= Heather Nevay =

Scottish painter, illustrator

Heather Nevay is a Scottish painter and illustrator. She was born on January 13, 1965, in Glasgow, Scotland. She possesses an extensive and impressive repertoire of exhibitions of her work in the United Kingdom and some in the United States. She was educated at the Glasgow School of Art and is now part of the Royal Glasgow Institute of the Fine Arts. Her paintings have a very distinctive style, employing the figurative use of color and are reminiscent of classic cinematic horror. They also depict themes such as valiance, frailty, and the constantly changing stability or lack thereof in human relationships.

== Education and professional life ==
Nevay graduated with honors from the Glasgow School of Art in 1988. She earned her Bachelor of Arts degree in Art and Design. After graduating, she participated in the Scotfree Designs Exhibition and Betty Jackson Fashion Show. Then she received several commissions from authors to illustrate their books. Among them were Fergus Lamont by Robin Jenkins, Wild Geese Overhead by Neil Gunn, and Collected Poems by Edwin Muir.

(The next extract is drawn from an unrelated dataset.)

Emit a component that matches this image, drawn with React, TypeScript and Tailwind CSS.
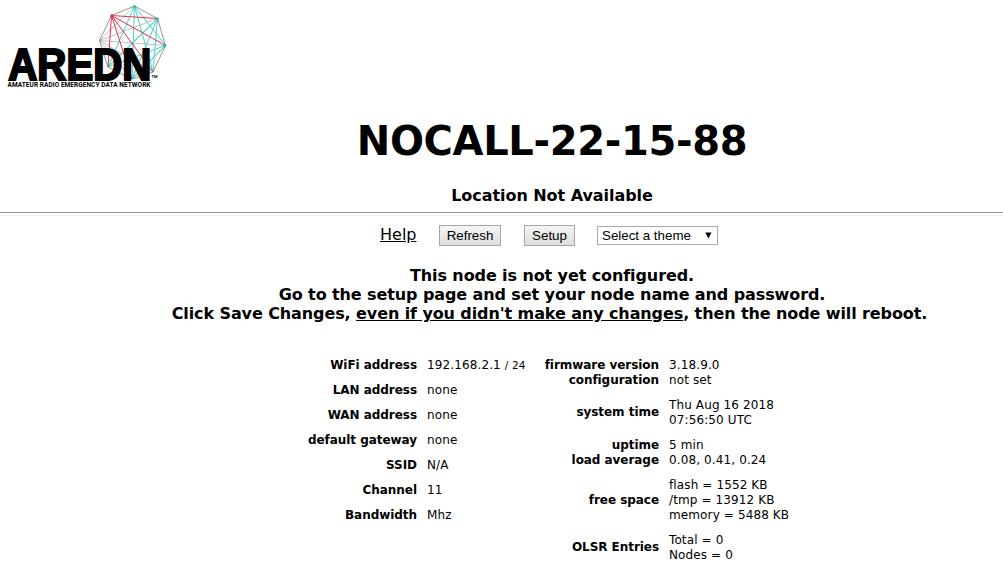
import type { ReactNode } from "react";

const NODES = {
  top: [134.5, 6],
  upperRight: [157.5, 18.5],
  right: [165.5, 45.5],
  lowerRight: [153, 72],
  bottom: [132, 79],
  lowerLeft: [108, 67],
  left: [99.5, 40.5],
  upperLeft: [111.5, 15.5],
};

type NodeName = keyof typeof NODES;

function links(pairs: [NodeName, NodeName][]) {
  return pairs.map(([a, b]) => `M${NODES[a].join(" ")}L${NODES[b].join(" ")}`).join("");
}

function Logo() {
  return (
    <svg width="180" height="92" viewBox="0 0 180 92" className="block">
      <g fill="none">
        <path
          stroke="#a5a5a5"
          strokeWidth="0.7"
          d={links([
            ["left", "top"],
            ["left", "upperRight"],
            ["left", "right"],
            ["left", "lowerRight"],
            ["left", "bottom"],
          ])}
        />
        <path
          stroke="#5fd6cb"
          strokeWidth="1.1"
          d={links([
            ["top", "lowerLeft"],
            ["top", "bottom"],
            ["top", "lowerRight"],
            ["top", "right"],
            ["upperRight", "lowerLeft"],
            ["upperRight", "bottom"],
            ["upperRight", "lowerRight"],
            ["right", "lowerLeft"],
            ["right", "bottom"],
          ])}
        />
        <path
          stroke="#e0283f"
          strokeWidth="0.95"
          d={links([
            ["upperLeft", "upperRight"],
            ["upperLeft", "right"],
            ["upperLeft", "lowerRight"],
            ["upperLeft", "bottom"],
            ["upperLeft", "lowerLeft"],
          ])}
        />
        <path
          stroke="#666"
          strokeWidth="0.7"
          d="M134.5 6L157.5 18.5L165.5 45.5L153 72L132 79L108 67L99.5 40.5L111.5 15.5Z"
        />
      </g>
      <g fill="#20b0a4">
        <circle cx="134.5" cy="6.5" r="1.2" />
        <circle cx="157.5" cy="18.8" r="1.2" />
        <circle cx="165" cy="45.5" r="1.2" />
      </g>
      <circle cx="111.8" cy="15.8" r="1.5" fill="#e0283f" />
      <text
        x="8.3"
        y="79.8"
        textLength="143"
        lengthAdjust="spacingAndGlyphs"
        stroke="#000"
        strokeWidth="2.2"
        className="font-['Liberation_Sans',sans-serif] text-[44px] font-bold"
      >
        AREDN
      </text>
      <text
        x="7.5"
        y="87.2"
        textLength="143"
        className="font-['Roboto',sans-serif] text-[6.5px] font-bold"
      >
        AMATEUR RADIO EMERGENCY DATA NETWORK
      </text>
      <text x="151.5" y="77.8" className="font-['Roboto',sans-serif] text-[4px] font-bold">
        TM
      </text>
    </svg>
  );
}

function Row({ label, raised, children }: { label: ReactNode; raised?: boolean; children: ReactNode }) {
  return (
    <tr>
      <th
        className={`pt-[5px] pr-[10px] text-right align-middle font-bold tracking-[-0.05px] ${raised ? "pb-[7px]" : "pb-[5px]"}`}
      >
        {label}
      </th>
      <td className="py-[5px] text-left align-middle tracking-[0.12px]">{children}</td>
    </tr>
  );
}

export default function App() {
  return (
    <div className="h-[577px] w-[1003px] overflow-hidden bg-white font-['DejaVu_Sans',sans-serif] text-black">
      <Logo />
      <div className="flex flex-col items-center pl-[101px]">
        <h1 className="mt-[24px] text-[40px] leading-[50px] font-bold tracking-[-0.35px]">NOCALL-22-15-88</h1>
        <h2 className="mt-[20px] text-[16px] leading-[20px] font-bold tracking-[-0.05px]">Location Not Available</h2>
      </div>
      <div className="mt-[6px] h-[4px] border-t border-b border-t-[#9a9a9a] border-b-[#eeeeee]" />
      <nav className="flex h-[38px] items-center pl-[380px]">
        <a className="w-[59px] text-[16px] underline">Help</a>
        <button className="h-[21px] w-[62px] border border-[#a6a6a6] bg-linear-to-b from-[#f5f5f5] to-[#dddddd] font-['Liberation_Sans',sans-serif] text-[13.33px] leading-[19px]">
          Refresh
        </button>
        <button className="ml-[23px] h-[21px] w-[51px] border border-[#a6a6a6] bg-linear-to-b from-[#f5f5f5] to-[#dddddd] font-['Liberation_Sans',sans-serif] text-[13.33px] leading-[19px]">
          Setup
        </button>
        <div className="ml-[22px] flex h-[19px] w-[121px] items-center justify-between border border-[#a9a9a9] pr-[5px] pl-[4px] font-['Liberation_Sans',sans-serif] text-[13.33px] leading-[17px]">
          Select a theme
          <svg width="7" height="7" viewBox="0 0 7 7">
            <path d="M0.3 0.5h6.2L3.4 6.5z" />
          </svg>
        </div>
      </nav>
      <div className="mt-[12px] pl-[101px] text-center text-[16px] leading-[19px] font-bold tracking-[-0.1px]">
        <p>This node is not yet configured.</p>
        <p>Go to the setup page and set your node name and password.</p>
        <p className="-ml-[5px] whitespace-nowrap">
          Click Save Changes, <u>even if you didn't make any changes</u>, then the node will reboot.
        </p>
      </div>
      <div className="mt-[30px] flex items-start text-[12px] leading-[15px] whitespace-nowrap">
        <div className="flex w-[526px] pl-[297px]">
          <table className="w-[229px] table-fixed">
            <colgroup>
              <col className="w-[130px]" />
              <col />
            </colgroup>
            <tbody>
              <Row label="WiFi address">
                192.168.2.1 <span className="text-[10.5px]">/ 24</span>
              </Row>
              <Row label="LAN address">none</Row>
              <Row label="WAN address">none</Row>
              <Row label="default gateway">none</Row>
              <Row label="SSID">N/A</Row>
              <Row label="Channel">11</Row>
              <Row label="Bandwidth">Mhz</Row>
            </tbody>
          </table>
        </div>
        <table className="w-[280px] table-fixed">
          <colgroup>
            <col className="w-[143px]" />
            <col />
          </colgroup>
          <tbody>
            <Row label={<>firmware version<br />configuration</>}>
              3.18.9.0<br />not set
            </Row>
            <Row label="system time" raised>
              Thu Aug 16 2018<br />07:56:50 UTC
            </Row>
            <Row label={<>uptime<br />load average</>}>
              5 min<br />0.08, 0.41, 0.24
            </Row>
            <Row label="free space">
              flash = 1552 KB<br />/tmp = 13912 KB<br />memory = 5488 KB
            </Row>
            <Row label="OLSR Entries" raised>
              Total = 0<br />Nodes = 0
            </Row>
          </tbody>
        </table>
      </div>
    </div>
  );
}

Nevay was also commissioned in 2016 by Arts Council England to create The Lesson, which was included in the curated exhibition "Strange Worlds: The Vision of Angela Carter" at the Royal West of England Academy in Bristol.

In the 1990s and early 2000s, Nevay had several part-time art-related jobs. From 1993 to 1995, Nevay taught art classes at the Gartnavel Royal Hospital in Glasgow. From 1993 to 2002, she was a Gallery Assistant at Cyril Gerber Fine Art, also in Glasgow. From 1995 to 1997, she created and ran children's art classes at the Paisley Art Centre. From 1999 to 2009, she was a lecturer in 3D Art Studies, working with children with special needs, at Coatbridge College in North Lanarkshire.

In 2015 Nevay was elected a member of The Royal Glasgow Institute of Fine Arts. She has also won several awards from galleries and museums for her art.

== Exhibitions ==
Nevay's first exhibition was in 1990 at Princes Square in Glasgow. Starting in1992 she became a regularly exhibited artist at the Royal Scottish Academy and the Royal Glasgow Institute of Fine Arts. She continues to exhibit there today. Since she began she has exhibited many times - at least once nearly every year - and has been featured in solo exhibitions, group exhibitions, and curated exhibitions.

== Art style ==

Writer and filmmaker James Burge wrote the following about Nevay's art:“Heather Nevay’s paintings shock at first sight. She employs a repertoire of images that appear to have found their way to us from Hieronymus Bosch via classic cinematic horror: dogs with human heads, sinister little girls playing with lifelike dolls, a dark woodland teeming with tiny animals in strange clothing. They frequently depict children, surprised in the middle of some incomprehensible ritual, staring out at us with hostility and contempt.”Many who see Nevay's work are surprised by the dark horror that can be found in it. She herself once cheerfully said that "People who look at my paintings for the first time often think I need psychiatric help." In reality, though, Nevay's paintings depict the scary experience that childhood can be as every child learns about themselves - their mind, their emotions, and their natural human desires. Additionally, her art offers the reminder that childhood is the foundation for adulthood, and every life is lived by learning.